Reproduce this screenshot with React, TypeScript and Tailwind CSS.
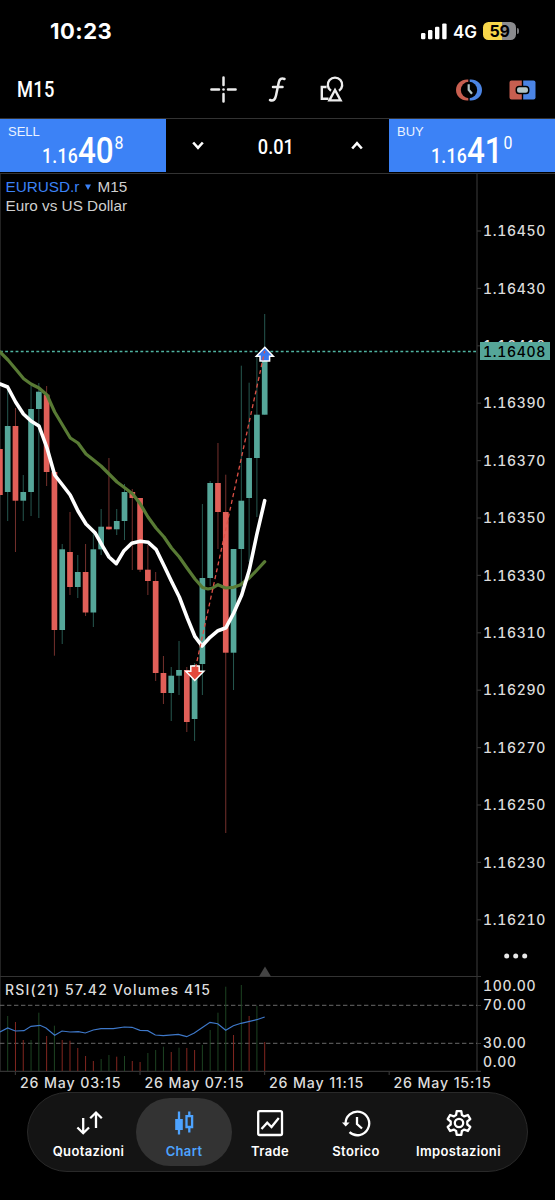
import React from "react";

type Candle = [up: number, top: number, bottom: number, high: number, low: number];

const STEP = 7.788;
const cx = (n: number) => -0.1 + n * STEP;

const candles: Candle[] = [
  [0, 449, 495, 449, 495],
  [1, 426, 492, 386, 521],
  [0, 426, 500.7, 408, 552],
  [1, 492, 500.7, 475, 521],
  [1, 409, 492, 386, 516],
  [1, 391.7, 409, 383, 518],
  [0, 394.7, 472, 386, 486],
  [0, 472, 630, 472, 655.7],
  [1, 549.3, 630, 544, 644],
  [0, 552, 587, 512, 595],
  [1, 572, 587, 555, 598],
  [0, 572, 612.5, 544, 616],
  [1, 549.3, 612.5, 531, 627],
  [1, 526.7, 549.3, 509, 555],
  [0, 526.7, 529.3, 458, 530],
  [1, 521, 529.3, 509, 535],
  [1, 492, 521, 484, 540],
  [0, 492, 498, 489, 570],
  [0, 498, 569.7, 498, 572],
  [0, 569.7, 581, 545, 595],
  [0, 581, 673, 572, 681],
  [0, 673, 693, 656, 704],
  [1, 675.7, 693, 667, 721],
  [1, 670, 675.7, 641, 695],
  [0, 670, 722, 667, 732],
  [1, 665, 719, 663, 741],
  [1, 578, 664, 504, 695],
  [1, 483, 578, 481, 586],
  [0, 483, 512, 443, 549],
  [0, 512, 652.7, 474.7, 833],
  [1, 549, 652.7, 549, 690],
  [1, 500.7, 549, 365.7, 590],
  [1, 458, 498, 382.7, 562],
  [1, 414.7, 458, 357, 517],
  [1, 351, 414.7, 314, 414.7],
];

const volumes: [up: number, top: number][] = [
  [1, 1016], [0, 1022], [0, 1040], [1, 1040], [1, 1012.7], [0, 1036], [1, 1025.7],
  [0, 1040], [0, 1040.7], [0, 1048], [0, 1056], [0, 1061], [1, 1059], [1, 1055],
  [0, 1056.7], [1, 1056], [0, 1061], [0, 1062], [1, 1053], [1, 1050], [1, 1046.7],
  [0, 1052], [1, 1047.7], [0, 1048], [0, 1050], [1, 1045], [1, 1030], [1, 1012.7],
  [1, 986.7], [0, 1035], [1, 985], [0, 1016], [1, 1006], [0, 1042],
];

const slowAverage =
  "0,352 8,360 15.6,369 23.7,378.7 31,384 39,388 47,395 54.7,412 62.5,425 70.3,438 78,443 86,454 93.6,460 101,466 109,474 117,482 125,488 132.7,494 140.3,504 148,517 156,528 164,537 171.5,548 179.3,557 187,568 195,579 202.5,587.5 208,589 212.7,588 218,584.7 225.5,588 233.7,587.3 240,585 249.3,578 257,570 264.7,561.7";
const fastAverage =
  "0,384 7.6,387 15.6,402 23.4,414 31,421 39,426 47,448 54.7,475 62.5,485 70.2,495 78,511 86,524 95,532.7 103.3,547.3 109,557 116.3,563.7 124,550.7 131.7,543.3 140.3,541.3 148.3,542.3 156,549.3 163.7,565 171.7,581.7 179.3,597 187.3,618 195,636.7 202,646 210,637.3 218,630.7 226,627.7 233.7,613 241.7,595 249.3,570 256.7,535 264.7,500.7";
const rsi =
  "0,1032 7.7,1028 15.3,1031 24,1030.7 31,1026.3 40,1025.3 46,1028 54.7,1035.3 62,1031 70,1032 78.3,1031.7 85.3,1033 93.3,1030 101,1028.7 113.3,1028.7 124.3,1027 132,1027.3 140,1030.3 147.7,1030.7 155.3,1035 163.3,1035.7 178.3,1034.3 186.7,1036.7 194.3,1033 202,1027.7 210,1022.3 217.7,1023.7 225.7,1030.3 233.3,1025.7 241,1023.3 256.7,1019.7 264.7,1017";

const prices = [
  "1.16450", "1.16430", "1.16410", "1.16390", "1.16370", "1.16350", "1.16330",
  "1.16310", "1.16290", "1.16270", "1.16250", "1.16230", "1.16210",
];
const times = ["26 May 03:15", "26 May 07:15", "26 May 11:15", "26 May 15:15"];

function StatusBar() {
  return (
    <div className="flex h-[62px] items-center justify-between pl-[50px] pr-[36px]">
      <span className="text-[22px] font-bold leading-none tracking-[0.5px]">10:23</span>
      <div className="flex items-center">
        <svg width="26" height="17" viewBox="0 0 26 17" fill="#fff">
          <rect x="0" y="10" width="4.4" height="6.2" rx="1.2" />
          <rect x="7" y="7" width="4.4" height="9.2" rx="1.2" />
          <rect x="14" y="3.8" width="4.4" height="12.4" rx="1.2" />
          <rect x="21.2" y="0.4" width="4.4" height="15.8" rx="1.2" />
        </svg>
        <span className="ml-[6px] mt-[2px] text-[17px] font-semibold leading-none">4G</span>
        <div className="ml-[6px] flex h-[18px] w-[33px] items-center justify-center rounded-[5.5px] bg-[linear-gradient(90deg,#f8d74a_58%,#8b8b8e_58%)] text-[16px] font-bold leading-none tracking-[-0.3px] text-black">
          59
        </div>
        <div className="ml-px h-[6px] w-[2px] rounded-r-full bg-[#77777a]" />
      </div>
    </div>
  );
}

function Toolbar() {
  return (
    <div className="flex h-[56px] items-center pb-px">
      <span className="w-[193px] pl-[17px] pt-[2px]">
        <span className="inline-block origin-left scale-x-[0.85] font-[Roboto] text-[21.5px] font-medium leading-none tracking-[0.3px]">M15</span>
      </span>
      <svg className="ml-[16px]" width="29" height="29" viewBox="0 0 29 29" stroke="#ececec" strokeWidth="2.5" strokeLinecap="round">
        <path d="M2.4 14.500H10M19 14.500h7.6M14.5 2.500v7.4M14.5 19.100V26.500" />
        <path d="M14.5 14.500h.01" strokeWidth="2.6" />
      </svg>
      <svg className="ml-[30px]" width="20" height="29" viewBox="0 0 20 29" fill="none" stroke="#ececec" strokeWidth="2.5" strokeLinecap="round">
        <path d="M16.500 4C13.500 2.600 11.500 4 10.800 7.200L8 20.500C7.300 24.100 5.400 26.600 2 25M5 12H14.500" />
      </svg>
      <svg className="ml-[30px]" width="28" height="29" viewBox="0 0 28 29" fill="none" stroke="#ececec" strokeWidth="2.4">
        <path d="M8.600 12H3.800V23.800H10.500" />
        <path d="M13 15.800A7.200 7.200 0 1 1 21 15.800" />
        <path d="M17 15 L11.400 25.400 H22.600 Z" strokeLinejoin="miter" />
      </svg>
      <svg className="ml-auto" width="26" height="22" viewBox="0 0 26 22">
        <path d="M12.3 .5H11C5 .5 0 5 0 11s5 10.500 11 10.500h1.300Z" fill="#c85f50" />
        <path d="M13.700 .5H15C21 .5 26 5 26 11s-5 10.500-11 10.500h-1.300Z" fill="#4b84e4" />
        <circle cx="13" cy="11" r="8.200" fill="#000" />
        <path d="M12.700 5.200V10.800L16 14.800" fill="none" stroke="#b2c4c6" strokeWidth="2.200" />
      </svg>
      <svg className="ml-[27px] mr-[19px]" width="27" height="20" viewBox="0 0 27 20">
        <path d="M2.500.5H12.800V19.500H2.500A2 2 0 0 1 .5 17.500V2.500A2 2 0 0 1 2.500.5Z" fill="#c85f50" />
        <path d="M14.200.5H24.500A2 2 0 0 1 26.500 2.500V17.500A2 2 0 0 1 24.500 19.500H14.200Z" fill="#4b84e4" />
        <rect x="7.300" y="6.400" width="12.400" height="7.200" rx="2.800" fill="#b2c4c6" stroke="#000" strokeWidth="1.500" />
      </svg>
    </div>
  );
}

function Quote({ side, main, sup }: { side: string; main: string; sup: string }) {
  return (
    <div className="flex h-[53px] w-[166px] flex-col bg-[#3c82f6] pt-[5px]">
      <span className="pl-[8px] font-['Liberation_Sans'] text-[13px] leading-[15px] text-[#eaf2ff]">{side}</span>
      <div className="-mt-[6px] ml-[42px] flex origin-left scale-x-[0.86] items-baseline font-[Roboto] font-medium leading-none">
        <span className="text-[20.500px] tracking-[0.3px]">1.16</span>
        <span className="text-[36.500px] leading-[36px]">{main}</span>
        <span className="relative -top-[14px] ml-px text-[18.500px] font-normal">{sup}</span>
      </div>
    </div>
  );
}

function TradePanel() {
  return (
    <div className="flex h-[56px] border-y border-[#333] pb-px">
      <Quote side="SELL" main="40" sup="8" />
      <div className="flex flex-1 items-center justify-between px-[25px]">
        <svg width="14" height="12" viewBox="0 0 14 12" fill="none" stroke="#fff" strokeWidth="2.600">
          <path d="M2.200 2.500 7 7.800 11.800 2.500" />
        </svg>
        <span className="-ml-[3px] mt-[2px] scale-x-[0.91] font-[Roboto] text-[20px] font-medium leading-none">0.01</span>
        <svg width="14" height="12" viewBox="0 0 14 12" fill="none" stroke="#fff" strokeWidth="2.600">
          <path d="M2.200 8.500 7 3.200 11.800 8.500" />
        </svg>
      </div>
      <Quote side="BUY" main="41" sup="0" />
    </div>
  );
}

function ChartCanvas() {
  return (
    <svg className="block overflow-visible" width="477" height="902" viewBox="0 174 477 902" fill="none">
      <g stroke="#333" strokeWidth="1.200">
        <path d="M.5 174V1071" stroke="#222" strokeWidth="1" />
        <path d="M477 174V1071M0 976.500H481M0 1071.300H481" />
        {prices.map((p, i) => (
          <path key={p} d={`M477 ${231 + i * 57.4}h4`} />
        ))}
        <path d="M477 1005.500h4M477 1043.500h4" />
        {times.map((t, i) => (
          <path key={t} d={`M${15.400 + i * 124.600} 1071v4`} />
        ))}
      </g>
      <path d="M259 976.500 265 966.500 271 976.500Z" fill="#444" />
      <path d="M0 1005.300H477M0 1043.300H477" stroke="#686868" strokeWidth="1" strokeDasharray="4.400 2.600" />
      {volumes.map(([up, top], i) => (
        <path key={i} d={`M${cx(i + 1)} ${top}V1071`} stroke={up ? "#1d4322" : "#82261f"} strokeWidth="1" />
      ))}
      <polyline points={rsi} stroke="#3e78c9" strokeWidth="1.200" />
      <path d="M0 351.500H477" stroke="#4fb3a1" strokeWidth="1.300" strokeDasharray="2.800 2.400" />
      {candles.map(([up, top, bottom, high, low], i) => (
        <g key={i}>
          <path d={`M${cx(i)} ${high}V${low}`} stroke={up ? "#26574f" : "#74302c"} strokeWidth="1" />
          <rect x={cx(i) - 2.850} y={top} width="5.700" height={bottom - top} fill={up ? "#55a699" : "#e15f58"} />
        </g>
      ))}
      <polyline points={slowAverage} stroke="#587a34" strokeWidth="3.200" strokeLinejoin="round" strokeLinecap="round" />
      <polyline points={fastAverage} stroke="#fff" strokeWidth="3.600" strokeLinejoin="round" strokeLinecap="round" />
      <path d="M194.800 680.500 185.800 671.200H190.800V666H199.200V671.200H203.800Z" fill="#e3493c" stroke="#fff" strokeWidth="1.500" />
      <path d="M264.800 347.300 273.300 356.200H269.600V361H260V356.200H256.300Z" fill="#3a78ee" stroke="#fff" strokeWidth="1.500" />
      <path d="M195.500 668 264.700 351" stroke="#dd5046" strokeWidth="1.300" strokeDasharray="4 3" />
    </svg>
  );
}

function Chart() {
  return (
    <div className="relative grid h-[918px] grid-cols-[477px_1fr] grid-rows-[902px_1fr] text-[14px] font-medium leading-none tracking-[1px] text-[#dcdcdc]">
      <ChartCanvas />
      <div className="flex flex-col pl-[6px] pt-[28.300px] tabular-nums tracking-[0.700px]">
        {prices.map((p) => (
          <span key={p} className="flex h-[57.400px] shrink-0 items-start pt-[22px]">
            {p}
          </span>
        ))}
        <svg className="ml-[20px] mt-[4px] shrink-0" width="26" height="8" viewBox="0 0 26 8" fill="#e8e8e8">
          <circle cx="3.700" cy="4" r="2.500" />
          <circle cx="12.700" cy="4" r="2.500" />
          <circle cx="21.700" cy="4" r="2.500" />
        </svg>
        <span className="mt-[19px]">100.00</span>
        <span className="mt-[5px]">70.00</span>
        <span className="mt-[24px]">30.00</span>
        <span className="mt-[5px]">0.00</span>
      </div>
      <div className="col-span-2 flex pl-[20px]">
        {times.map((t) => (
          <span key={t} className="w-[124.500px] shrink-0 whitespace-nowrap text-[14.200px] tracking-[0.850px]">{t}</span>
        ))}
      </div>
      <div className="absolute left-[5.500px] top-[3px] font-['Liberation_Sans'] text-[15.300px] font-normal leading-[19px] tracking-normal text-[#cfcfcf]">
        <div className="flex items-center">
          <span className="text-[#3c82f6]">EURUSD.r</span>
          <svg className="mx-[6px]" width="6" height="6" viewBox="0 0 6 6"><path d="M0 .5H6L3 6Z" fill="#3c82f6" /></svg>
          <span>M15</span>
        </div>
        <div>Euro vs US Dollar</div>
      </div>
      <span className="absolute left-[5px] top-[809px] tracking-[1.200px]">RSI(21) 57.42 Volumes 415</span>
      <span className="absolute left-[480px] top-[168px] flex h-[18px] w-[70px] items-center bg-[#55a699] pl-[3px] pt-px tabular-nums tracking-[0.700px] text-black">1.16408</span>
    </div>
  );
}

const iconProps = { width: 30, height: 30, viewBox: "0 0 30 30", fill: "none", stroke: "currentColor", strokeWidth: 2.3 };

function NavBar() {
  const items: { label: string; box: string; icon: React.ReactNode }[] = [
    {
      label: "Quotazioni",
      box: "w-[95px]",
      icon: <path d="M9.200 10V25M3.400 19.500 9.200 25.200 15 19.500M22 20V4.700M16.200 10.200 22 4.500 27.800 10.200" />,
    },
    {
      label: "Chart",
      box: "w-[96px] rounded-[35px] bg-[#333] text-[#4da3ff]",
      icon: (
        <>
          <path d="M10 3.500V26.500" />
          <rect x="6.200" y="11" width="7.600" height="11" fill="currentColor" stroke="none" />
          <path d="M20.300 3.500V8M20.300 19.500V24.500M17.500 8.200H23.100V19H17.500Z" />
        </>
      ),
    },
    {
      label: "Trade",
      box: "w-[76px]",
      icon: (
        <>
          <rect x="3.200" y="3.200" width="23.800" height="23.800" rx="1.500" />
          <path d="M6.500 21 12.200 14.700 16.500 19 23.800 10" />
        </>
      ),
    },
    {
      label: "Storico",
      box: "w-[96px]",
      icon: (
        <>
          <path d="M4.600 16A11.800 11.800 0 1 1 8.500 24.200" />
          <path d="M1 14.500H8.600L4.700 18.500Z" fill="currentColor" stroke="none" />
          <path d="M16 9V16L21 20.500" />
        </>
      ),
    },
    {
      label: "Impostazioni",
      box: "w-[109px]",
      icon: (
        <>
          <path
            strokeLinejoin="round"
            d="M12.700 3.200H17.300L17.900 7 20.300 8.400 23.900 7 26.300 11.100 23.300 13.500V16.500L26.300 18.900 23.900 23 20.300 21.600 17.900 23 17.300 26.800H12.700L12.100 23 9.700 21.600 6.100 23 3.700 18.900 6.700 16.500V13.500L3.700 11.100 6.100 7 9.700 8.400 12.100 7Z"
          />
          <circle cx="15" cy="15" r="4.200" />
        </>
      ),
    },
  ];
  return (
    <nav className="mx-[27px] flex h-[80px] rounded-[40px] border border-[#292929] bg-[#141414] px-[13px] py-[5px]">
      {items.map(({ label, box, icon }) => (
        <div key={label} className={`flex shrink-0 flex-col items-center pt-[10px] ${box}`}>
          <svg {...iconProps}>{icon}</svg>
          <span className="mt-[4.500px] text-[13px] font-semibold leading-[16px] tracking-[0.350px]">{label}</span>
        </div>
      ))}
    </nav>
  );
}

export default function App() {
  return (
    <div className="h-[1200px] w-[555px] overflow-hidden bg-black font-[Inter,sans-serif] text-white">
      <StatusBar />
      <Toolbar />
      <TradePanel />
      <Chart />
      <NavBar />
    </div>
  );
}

========

## Instruction
Copy nothing but the lines from the top of the material through the line holding "const cx = (n: number) => -0.1 + n * STEP;", exactly as written; omit pictures.

## Solution to this task
Reproduce this screenshot with React, TypeScript and Tailwind CSS.
import React from "react";

type Candle = [up: number, top: number, bottom: number, high: number, low: number];

const STEP = 7.788;
const cx = (n: number) => -0.1 + n * STEP;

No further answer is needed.